One mother who is moderator of an internet parents' board told this writer that she suspects Sudafed and similar remedies may sensitize children to a preexisting condition or trigger or exacerbate episodes. The Sudafed issue comes up frequently on the board, she said. The drug’s labeling warns of nervousness, restlessness, and trouble sleeping in some people. Sudafed may be completely harmless, but if your child has been taking this or a similar drug and has been acting up, you may want to take him or her off the medication and see what happens.
Finding the right diagnosis for your kid and getting him or her on the right meds with appropriate psychosocial and educational interventions, as well as lifestyle changes, is bound to be a process of heartbreak and frustration. But never abandon the hope that your child can eventually lead an enriching, creative, and productive life.

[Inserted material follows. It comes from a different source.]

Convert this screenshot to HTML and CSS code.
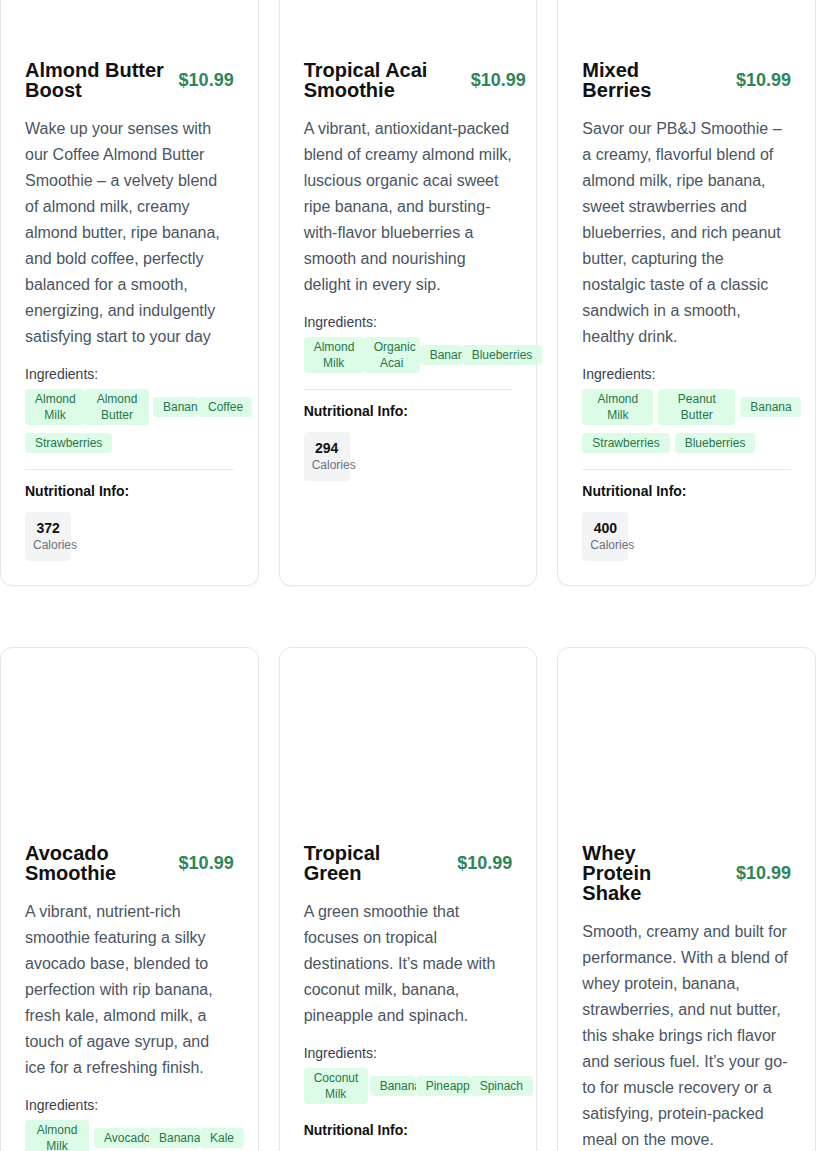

An article in the South Florida Sun-Sentinel describes one family’s journey through hell, but finally - after finding a psychiatrist who made a correct diagnosis and treated their kid accordingly, mother Tina was able to say of her 13-year-old son: "I don't know this kid. He's a different kid. He's fun. I enjoy being around him ... Steven was getting A's where he used to get F's ... I never bonded with Steven. Now that he's stable, I'm learning to love him. I'm catching up on nine years."
Kids like Steven have been out of the closet with their diagnosis since day one. Unlike previous generations with the illness, they are growing up refusing to be invisible and demanding to be heard. Please take pride in your kids - they will truly change the world.